Directions for this task :: Only the pictures are omitted; repeat all other data exactly.

** start Supplied data **

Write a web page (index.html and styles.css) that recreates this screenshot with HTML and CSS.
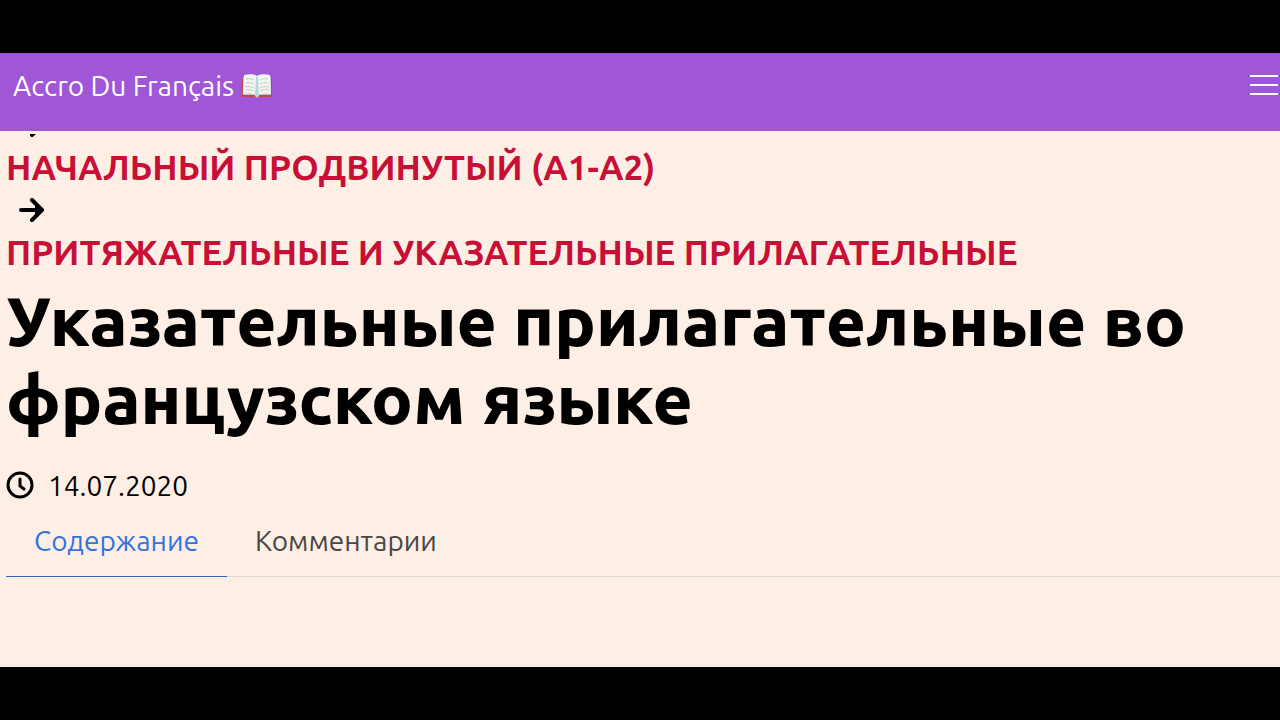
FILE: index.html
```html
<!DOCTYPE html>
<html lang="ru">
<head>
<meta charset="utf-8">
<meta name="viewport" content="width=device-width, initial-scale=1">
<title>Accro Du Français</title>
<link rel="stylesheet" href="styles.css">
</head>
<body>
<div class="screen">
  <header class="navbar">
    <a class="brand" href="#">Accro Du Français
      <svg class="book" viewBox="0 0 32 24" aria-hidden="true">
        <path fill="#c8414b" d="M1 4h30v19H18l-2 1-2-1H1z"/>
        <path fill="#b9c4c6" d="M2 3h28v18H2z"/>
        <path fill="#f1f5f2" d="M3 1c5-1 10-1 13 1 3-2 8-2 13-1l1 19c-6-1-10-1-14 2-4-3-8-3-14-2z"/>
        <path fill="#b4d6dd" d="M15 3h2l1 19-2 2-2-2z"/>
        <path fill="none" stroke="#c5ccc8" stroke-width="1" d="M5 5c3-1 6 0 8 1M5 9c3-1 6 0 8 1M4 13c4-1 7 0 9 1M4 16c4-1 7 0 9 1M27 5c-3-1-6 0-8 1M27 9c-3-1-6 0-8 1M28 13c-4-1-7 0-9 1M28 16c-4-1-7 0-9 1"/>
      </svg>
    </a>
    <button class="menu" type="button" aria-label="Меню">
      <span class="menu-line"></span><span class="menu-line"></span><span class="menu-line"></span>
    </button>
  </header>
  <main class="content">
    <ul class="crumbs">
      <li class="crumb-arrow">
        <svg class="arrow" viewBox="0 0 26 24" aria-hidden="true"><path d="M2 12h20M13 2l10 10-10 10"/><path class="arrow-tip" d="M16 7l8 5-8 5z"/></svg>
      </li>
      <li><a class="crumb" href="#">НАЧАЛЬНЫЙ ПРОДВИНУТЫЙ (A1-A2)</a></li>
      <li class="crumb-arrow">
        <svg class="arrow" viewBox="0 0 26 24" aria-hidden="true"><path d="M2 12h20M13 2l10 10-10 10"/><path class="arrow-tip" d="M16 7l8 5-8 5z"/></svg>
      </li>
      <li><a class="crumb" href="#">ПРИТЯЖАТЕЛЬНЫЕ И УКАЗАТЕЛЬНЫЕ ПРИЛАГАТЕЛЬНЫЕ</a></li>
    </ul>
    <h1 class="title">Указательные прилагательные во французском языке</h1>
    <p class="date">
      <svg class="clock" viewBox="0 0 28 28" aria-hidden="true"><circle cx="14" cy="13" r="12"/><path d="M14 7v7l4 3"/></svg>
      <time datetime="2020-07-14">14.07.2020</time>
    </p>
    <nav class="tabs">
      <a class="tab tab-active" href="#">Содержание</a>
      <a class="tab" href="#">Комментарии</a>
    </nav>
  </main>
</div>
</body>
</html>
```
FILE: styles.css
```css
* { box-sizing: border-box; }
body {
  margin: 0;
  min-height: 100vh;
  padding: 53px 0;
  display: flex;
  background: #000;
  color: #000;
  font-family: Ubuntu, "Noto Sans", sans-serif;
  font-size: 28px;
}
a { text-decoration: none; }
.screen {
  flex: 1;
  display: flex;
  flex-direction: column;
  background: #feefe6;
}
.navbar {
  display: flex;
  justify-content: space-between;
  align-items: flex-start;
  height: 78px;
  padding: 15px 2px 0 13px;
  background: #9f56d7;
}
.brand {
  display: flex;
  align-items: center;
  gap: 7px;
  color: #fff;
  line-height: 36px;
}
.book { width: 32px; height: 24px; }
.menu {
  display: flex;
  flex-direction: column;
  gap: 7px;
  width: 28px;
  margin-top: 7px;
  padding: 0;
  border: 0;
  background: none;
}
.menu-line { height: 2px; width: 100%; background: #fff; }
.content {
  flex: 1;
  margin-top: 3px;
  padding-left: 6px;
  overflow: hidden;
}
.crumbs {
  list-style: none;
  margin: -31px 0 0;
  padding: 0;
  font-size: 35px;
  font-weight: 700;
  line-height: 41px;
}
.crumb { color: #c80f35; }
.crumb-arrow {
  display: flex;
  align-items: center;
  height: 44px;
  padding-left: 13px;
}
.arrow {
  width: 26px;
  height: 24px;
  fill: none;
  stroke: #000;
  stroke-width: 4;
  stroke-linecap: round;
  stroke-linejoin: round;
}
.arrow-tip {
  fill: #000;
  stroke: none;
}
.title {
  margin: 9px 0 0;
  font-size: 69px;
  font-weight: 800;
  line-height: 78px;
}
.date {
  display: flex;
  align-items: center;
  gap: 14px;
  margin: 28px 0 0;
  line-height: 40px;
}
.clock {
  width: 28px;
  height: 28px;
  overflow: visible;
  fill: none;
  stroke: #000;
  stroke-width: 3;
  stroke-linecap: round;
}
.tabs {
  display: flex;
  border-bottom: 1px solid #dcd5d2;
}
.tab {
  margin-bottom: -1px;
  padding: 14px 28px;
  border-bottom: 1px solid transparent;
  color: #4a4644;
  line-height: 42px;
}
.tab-active {
  color: #3273dc;
  border-bottom-color: #3463c0;
}
```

** end Supplied data **

Exercise answer ::
Write a web page (index.html and styles.css) that recreates this screenshot with HTML and CSS.
FILE: index.html
```html
<!DOCTYPE html>
<html lang="ru">
<head>
<meta charset="utf-8">
<meta name="viewport" content="width=device-width, initial-scale=1">
<title>Accro Du Français</title>
<link rel="stylesheet" href="styles.css">
</head>
<body>
<div class="screen">
  <header class="navbar">
    <a class="brand" href="#">Accro Du Français
      <svg class="book" viewBox="0 0 32 24" aria-hidden="true">
        <path fill="#c8414b" d="M1 4h30v19H18l-2 1-2-1H1z"/>
        <path fill="#b9c4c6" d="M2 3h28v18H2z"/>
        <path fill="#f1f5f2" d="M3 1c5-1 10-1 13 1 3-2 8-2 13-1l1 19c-6-1-10-1-14 2-4-3-8-3-14-2z"/>
        <path fill="#b4d6dd" d="M15 3h2l1 19-2 2-2-2z"/>
        <path fill="none" stroke="#c5ccc8" stroke-width="1" d="M5 5c3-1 6 0 8 1M5 9c3-1 6 0 8 1M4 13c4-1 7 0 9 1M4 16c4-1 7 0 9 1M27 5c-3-1-6 0-8 1M27 9c-3-1-6 0-8 1M28 13c-4-1-7 0-9 1M28 16c-4-1-7 0-9 1"/>
      </svg>
    </a>
    <button class="menu" type="button" aria-label="Меню">
      <span class="menu-line"></span><span class="menu-line"></span><span class="menu-line"></span>
    </button>
  </header>
  <main class="content">
    <ul class="crumbs">
      <li class="crumb-arrow">
        <svg class="arrow" viewBox="0 0 26 24" aria-hidden="true"><path d="M2 12h20M13 2l10 10-10 10"/><path class="arrow-tip" d="M16 7l8 5-8 5z"/></svg>
      </li>
      <li><a class="crumb" href="#">НАЧАЛЬНЫЙ ПРОДВИНУТЫЙ (A1-A2)</a></li>
      <li class="crumb-arrow">
        <svg class="arrow" viewBox="0 0 26 24" aria-hidden="true"><path d="M2 12h20M13 2l10 10-10 10"/><path class="arrow-tip" d="M16 7l8 5-8 5z"/></svg>
      </li>
      <li><a class="crumb" href="#">ПРИТЯЖАТЕЛЬНЫЕ И УКАЗАТЕЛЬНЫЕ ПРИЛАГАТЕЛЬНЫЕ</a></li>
    </ul>
    <h1 class="title">Указательные прилагательные во французском языке</h1>
    <p class="date">
      <svg class="clock" viewBox="0 0 28 28" aria-hidden="true"><circle cx="14" cy="13" r="12"/><path d="M14 7v7l4 3"/></svg>
      <time datetime="2020-07-14">14.07.2020</time>
    </p>
    <nav class="tabs">
      <a class="tab tab-active" href="#">Содержание</a>
      <a class="tab" href="#">Комментарии</a>
    </nav>
  </main>
</div>
</body>
</html>
```
FILE: styles.css
```css
* { box-sizing: border-box; }
body {
  margin: 0;
  min-height: 100vh;
  padding: 53px 0;
  display: flex;
  background: #000;
  color: #000;
  font-family: Ubuntu, "Noto Sans", sans-serif;
  font-size: 28px;
}
a { text-decoration: none; }
.screen {
  flex: 1;
  display: flex;
  flex-direction: column;
  background: #feefe6;
}
.navbar {
  display: flex;
  justify-content: space-between;
  align-items: flex-start;
  height: 78px;
  padding: 15px 2px 0 13px;
  background: #9f56d7;
}
.brand {
  display: flex;
  align-items: center;
  gap: 7px;
  color: #fff;
  line-height: 36px;
}
.book { width: 32px; height: 24px; }
.menu {
  display: flex;
  flex-direction: column;
  gap: 7px;
  width: 28px;
  margin-top: 7px;
  padding: 0;
  border: 0;
  background: none;
}
.menu-line { height: 2px; width: 100%; background: #fff; }
.content {
  flex: 1;
  margin-top: 3px;
  padding-left: 6px;
  overflow: hidden;
}
.crumbs {
  list-style: none;
  margin: -31px 0 0;
  padding: 0;
  font-size: 35px;
  font-weight: 700;
  line-height: 41px;
}
.crumb { color: #c80f35; }
.crumb-arrow {
  display: flex;
  align-items: center;
  height: 44px;
  padding-left: 13px;
}
.arrow {
  width: 26px;
  height: 24px;
  fill: none;
  stroke: #000;
  stroke-width: 4;
  stroke-linecap: round;
  stroke-linejoin: round;
}
.arrow-tip {
  fill: #000;
  stroke: none;
}
.title {
  margin: 9px 0 0;
  font-size: 69px;
  font-weight: 800;
  line-height: 78px;
}
.date {
  display: flex;
  align-items: center;
  gap: 14px;
  margin: 28px 0 0;
  line-height: 40px;
}
.clock {
  width: 28px;
  height: 28px;
  overflow: visible;
  fill: none;
  stroke: #000;
  stroke-width: 3;
  stroke-linecap: round;
}
.tabs {
  display: flex;
  border-bottom: 1px solid #dcd5d2;
}
.tab {
  margin-bottom: -1px;
  padding: 14px 28px;
  border-bottom: 1px solid transparent;
  color: #4a4644;
  line-height: 42px;
}
.tab-active {
  color: #3273dc;
  border-bottom-color: #3463c0;
}
```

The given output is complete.